The compatibility tag (e.g. cp312-cp312-manylinux_2_28_x86_64) tells pip exactly which Python ABI + OS + architecture this wheel was built for.

Platform coverage status#

Last reviewed: 2026-07-04 (after the from-source Linux switch, #332, and the musl canaries, #333).

What the wheels cover today#

Users on the rows below get a native, ready-to-import wheel from PyPI — no compiler, no system GDAL, no conda required:

OS / arch Compatibility tag Distros / versions that match
Linux x86_64, glibc ≥ 2.28 manylinux_2_28_x86_64 Ubuntu 20.04+, Debian 11+, RHEL 8+, AL2023, Fedora 38+
Linux aarch64, glibc ≥ 2.28 manylinux_2_28_aarch64 Graviton / Ampere / RPi 4+ on the same floors
macOS arm64, ≥ 11.0 macosx_11_0_arm64 M1 / M2 / M3 / M4 Macs on macOS 11+
macOS x86_64, ≥ 11.0 macosx_11_0_x86_64 Intel Macs on macOS 11+ (cross-compiled — see note)
Windows AMD64 win_amd64 Windows 10+ on x64 hardware
Windows ARM64 win_arm64 Windows 11 on ARM64 (Snapdragon X, Volterra, VMs on Apple Silicon)

All platform wheels exist for Python 3.11, 3.12, 3.13, and 3.14, except win_arm64, which ships 3.12–3.14 (numpy/scipy publish no cp311 ARM64 wheels).

macOS x86_64 caveat: the wheel is cross-compiled on the macos-14 (arm64) runner because GitHub's macos-13 (Intel) queue sits idle for hours. We can't install + import the cross-compiled wheel on the same runner, so the CI test matrix doesn't exercise it. If you're on an Intel Mac and the wheel fails to load, please open an issue.

Feature difference: the from-source Linux and Windows ARM64 wheels do not include the HDF4 driver (the conda-extract macOS and Windows x64 wheels do). HDF4 is a legacy format with heavy build baggage; see docs/installation.md.

What the wheels DON'T cover#

Users on these rows fall back to the sdist (which then needs system GDAL ≥ 3.10 + a C/C++ compiler at install time — usually painful) or the conda-forge install path:

OS / arch Why no wheel Recommended install path Tracking
Linux glibc < 2.28 (RHEL 7, Ubuntu 18.04, …) below the manylinux_2_28 image floor conda-forge intentional
Alpine / musl Linux built + verified in CI, unpublished (pyogrio has no musl wheels) conda-forge #333
Free-threaded CPython (cp31Nt) GDAL SWIG bindings + numpy not ready use a GIL build #683
Python 3.10 or earlier excluded by requires-python = ">= 3.11" upgrade Python, or pin < 0.20 intentional
Python 3.15+ (future) not yet released by CPython conda-forge until wheels ship #335
PyPy skip = ["*pp*"]; GDAL bindings target CPython use CPython intentional

Why the Linux floor is 2.28 (history)#

The original Linux pipeline extracted conda-forge's GDAL, which is compiled with GCC 13 — its libstdc++.so.6 needs GLIBCXX_3.4.32, forcing a manylinux_2_39 tag (glibc ≥ 2.39: Ubuntu 24.04+, Debian 13+, RHEL 10+ only). Bundling the GCC-13 C++ runtime to lower the tag was investigated and rejected: the dual-libstdc++ ODR collision with pyproj/shapely's native libs segfaults at runtime (full investigation in #332).
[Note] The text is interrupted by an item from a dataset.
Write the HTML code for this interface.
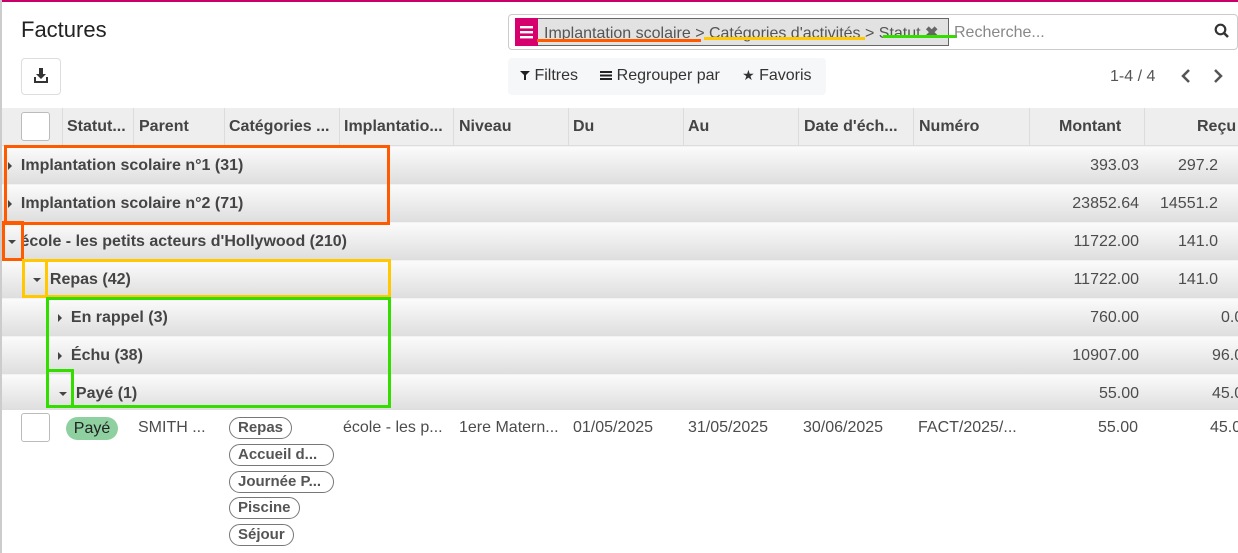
<!DOCTYPE html>
<html><head><meta charset="utf-8"><style>
*{box-sizing:border-box;margin:0;padding:0}
body{width:1238px;height:553px;overflow:hidden;background:#fff;font-family:"Liberation Sans",Arial,sans-serif;color:#4c4c4c;position:relative;font-size:16px}
.a{position:absolute}
.topbar{left:0;top:0;width:1238px;height:2px;background:#c8006a}
.lb{left:0;top:0;width:2px;height:553px;background:#ccc}
.th{top:108px;height:38px;font-weight:bold;color:#444;line-height:38px;font-size:16px;white-space:nowrap}
.sep{top:108px;width:1px;height:38px;background:#dcdcdc}
.g{left:2px;width:1236px;height:38px;background:linear-gradient(#fbfbfb,#dedede);border-top:1px solid #f2f2f2;font-weight:bold;color:#444;line-height:38px;white-space:nowrap;font-size:16px}
.num{position:absolute;font-weight:normal;color:#4c4c4c}
.tri{display:inline-block;width:0;height:0;vertical-align:middle}
.r{border-top:4px solid transparent;border-bottom:4px solid transparent;border-left:4px solid #444}
.d{border-left:4px solid transparent;border-right:4px solid transparent;border-top:4px solid #444}
.box{position:absolute;border:3px solid}
.tag{position:absolute;left:229px;height:22px;border:1px solid #777;border-radius:11px;padding:0 8px;font-weight:bold;font-size:15px;line-height:20px;color:#555;white-space:nowrap}
.cell{position:absolute;top:419px;font-size:16px;white-space:nowrap}
</style></head><body>
<div class="a topbar"></div>
<div class="a lb"></div>
<div class="a" style="left:21px;top:17px;font-size:22px;color:#222">Factures</div>
<div class="a" style="left:21px;top:58px;width:40px;height:37px;border:1px solid #ddd;border-radius:4px">
<svg width="40" height="37" viewBox="0 0 40 37"><path d="M17 9h4v6h3l-5 5-5-5h3z" fill="#333"/><path d="M12 18v6h14v-6h-2v4H14v-4z" fill="#333"/></svg></div>
<!-- search -->
<div class="a" style="left:508px;top:14px;width:730px;height:36px;border:1px solid #ccc;border-radius:4px"></div>
<div class="a" style="left:515px;top:18px;width:434px;height:28px;background:#e2e2e2;border:1px solid #666"></div>
<div class="a" style="left:515px;top:18px;width:23px;height:28px;background:#d5006d"><svg width="23" height="28"><rect x="5" y="8" width="13" height="2.4" fill="#fff"/><rect x="5" y="13" width="13" height="2.4" fill="#fff"/><rect x="5" y="18" width="13" height="2.4" fill="#fff"/></svg></div>
<div class="a" style="left:544px;top:23px;font-size:16px;color:#555;white-space:nowrap">Implantation scolaire &gt; Catégories d'activités &gt; Statut <b style="color:#666">✖</b></div>
<div class="a" style="left:537px;top:39px;width:164px;height:3px;background:#ff5a00"></div>
<div class="a" style="left:704px;top:37px;width:161px;height:3px;background:#ffc800"></div>
<div class="a" style="left:883px;top:35px;width:74px;height:3px;background:#33dd00"></div>
<div class="a" style="left:954px;top:24px;font-size:16px;color:#888">Recherche...</div>
<svg class="a" style="left:1214px;top:23px" width="16" height="16"><circle cx="6.5" cy="6.5" r="4.8" stroke="#333" stroke-width="2.2" fill="none"/><path d="M10 10l4 4" stroke="#333" stroke-width="2.5"/></svg>
<div class="a" style="left:508px;top:58px;width:318px;height:37px;background:#f6f7f9;border-radius:4px"></div>
<div class="a" style="left:520px;top:67px;font-size:16px;color:#333;white-space:nowrap">
<svg width="10" height="10"><path d="M0 1h10L6 5v5H4V5z" fill="#222"/></svg> Filtres &nbsp;&nbsp;&nbsp;
<svg width="12" height="10"><rect y="1" width="12" height="2" fill="#222"/><rect y="4.5" width="12" height="2" fill="#222"/><rect y="8" width="12" height="2" fill="#222"/></svg> Regrouper par &nbsp;&nbsp;&nbsp;
<span style="font-size:14px">★</span> Favoris</div>
<div class="a" style="left:1110px;top:68px;font-size:16px;color:#555">1-4 / 4</div>
<svg class="a" style="left:1180px;top:69px" width="50" height="14"><path d="M9 1L3 7l6 6" stroke="#555" stroke-width="2.5" fill="none"/><path d="M35 1l6 6-6 6" stroke="#555" stroke-width="2.5" fill="none"/></svg>
<!-- header -->
<div class="a" style="left:2px;top:108px;width:1236px;height:38px;background:#eee;border-bottom:1px solid #ddd"></div>
<div class="a" style="left:21px;top:112px;width:29px;height:29px;background:#fff;border:1px solid #bbb;border-radius:3px"></div>
<div class="a th" style="left:67px">Statut...</div>
<div class="a th" style="left:139px">Parent</div>
<div class="a th" style="left:229px">Catégories ...</div>
<div class="a th" style="left:344px">Implantatio...</div>
<div class="a th" style="left:459px">Niveau</div>
<div class="a th" style="left:573px">Du</div>
<div class="a th" style="left:688px">Au</div>
<div class="a th" style="left:804px">Date d'éch...</div>
<div class="a th" style="left:919px">Numéro</div>
<div class="a th" style="left:1059px">Montant</div>
<div class="a th" style="left:1197px">Reçu</div>
<div class="a sep" style="left:62px"></div><div class="a sep" style="left:133px"></div><div class="a sep" style="left:224px"></div><div class="a sep" style="left:339px"></div><div class="a sep" style="left:453px"></div><div class="a sep" style="left:568px"></div><div class="a sep" style="left:683px"></div><div class="a sep" style="left:798px"></div><div class="a sep" style="left:913px"></div><div class="a sep" style="left:1029px"></div><div class="a sep" style="left:1144px"></div>
<!-- groups -->
<div class="a g" style="top:146px"><span style="padding-left:6px"><i class="tri r"></i>&nbsp; Implantation scolaire n°1 (31)</span><span class="num" style="right:99px">393.03</span><span class="num" style="left:1176px">297.2</span></div>
<div class="a g" style="top:184px"><span style="padding-left:6px"><i class="tri r"></i>&nbsp; Implantation scolaire n°2 (71)</span><span class="num" style="right:99px">23852.64</span><span class="num" style="left:1158px">14551.2</span></div>
<div class="a g" style="top:222px"><span style="padding-left:6px"><i class="tri d"></i> école - les petits acteurs d'Hollywood (210)</span><span class="num" style="right:99px">11722.00</span><span class="num" style="left:1176px">141.0</span></div>
<div class="a g" style="top:260px"><span style="padding-left:31px"><i class="tri d"></i> &nbsp;Repas (42)</span><span class="num" style="right:99px">11722.00</span><span class="num" style="left:1176px">141.0</span></div>
<div class="a g" style="top:298px"><span style="padding-left:56px"><i class="tri r"></i> &nbsp;En rappel (3)</span><span class="num" style="right:99px">760.00</span><span class="num" style="left:1219px">0.0</span></div>
<div class="a g" style="top:336px"><span style="padding-left:56px"><i class="tri r"></i> &nbsp;Échu (38)</span><span class="num" style="right:99px">10907.00</span><span class="num" style="left:1210px">96.0</span></div>
<div class="a g" style="top:374px;height:36px"><span style="padding-left:57px"><i class="tri d"></i> &nbsp;Payé (1)</span><span class="num" style="right:99px">55.00</span><span class="num" style="left:1210px">45.0</span></div>
<!-- boxes -->
<div class="box" style="left:4px;top:145px;width:386px;height:80px;border-color:#ff5a00"></div>
<div class="box" style="left:2px;top:221px;width:22px;height:40px;border-color:#ff5a00"></div>
<div class="box" style="left:22px;top:259px;width:369px;height:39px;border-color:#ffc800"></div>
<div class="box" style="left:22px;top:259px;width:26px;height:39px;border-color:#ffc800"></div>
<div class="box" style="left:46px;top:297px;width:345px;height:111px;border-color:#33dd00"></div>
<div class="box" style="left:46px;top:369px;width:28px;height:39px;border-color:#33dd00"></div>
<!-- record -->
<div class="a" style="left:21px;top:413px;width:29px;height:29px;border:1px solid #bbb;border-radius:3px"></div>
<div class="a" style="left:66px;top:417px;width:52px;height:23px;background:#8fd0a0;border-radius:12px;text-align:center;line-height:23px;color:#222;font-size:16px">Payé</div>
<div class="cell" style="left:138px">SMITH ...</div>
<div class="tag" style="top:417px">Repas</div>
<div class="tag" style="top:444px;width:105px">Accueil d...</div>
<div class="tag" style="top:471px;width:105px">Journée P...</div>
<div class="tag" style="top:497px">Piscine</div>
<div class="tag" style="top:524px">Séjour</div>
<div class="cell" style="left:343px">école - les p...</div>
<div class="cell" style="left:459px">1ere Matern...</div>
<div class="cell" style="left:573px">01/05/2025</div>
<div class="cell" style="left:688px">31/05/2025</div>
<div class="cell" style="left:803px">30/06/2025</div>
<div class="cell" style="left:918px">FACT/2025/...</div>
<div class="cell" style="left:1098px">55.00</div>
<div class="cell" style="left:1210px">45.0</div>
</body></html>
The fix — shipped 2026-07 — is the from-source model: compile the entire stack inside the manylinux_2_28 image with its own toolchain, so libgdal links the baseline libstdc++ and bundles none. That is exactly the same approach rasterio and fiona use; ci/source-build/config.sh owns the recipe. The cost is ownership of ~25 dependency version pins; the win is covering Ubuntu 20.04/22.04, Debian 11/12, RHEL 8/9, and Amazon Linux 2023 with a ~30 MB wheel (vs ~47 MB under conda-extract).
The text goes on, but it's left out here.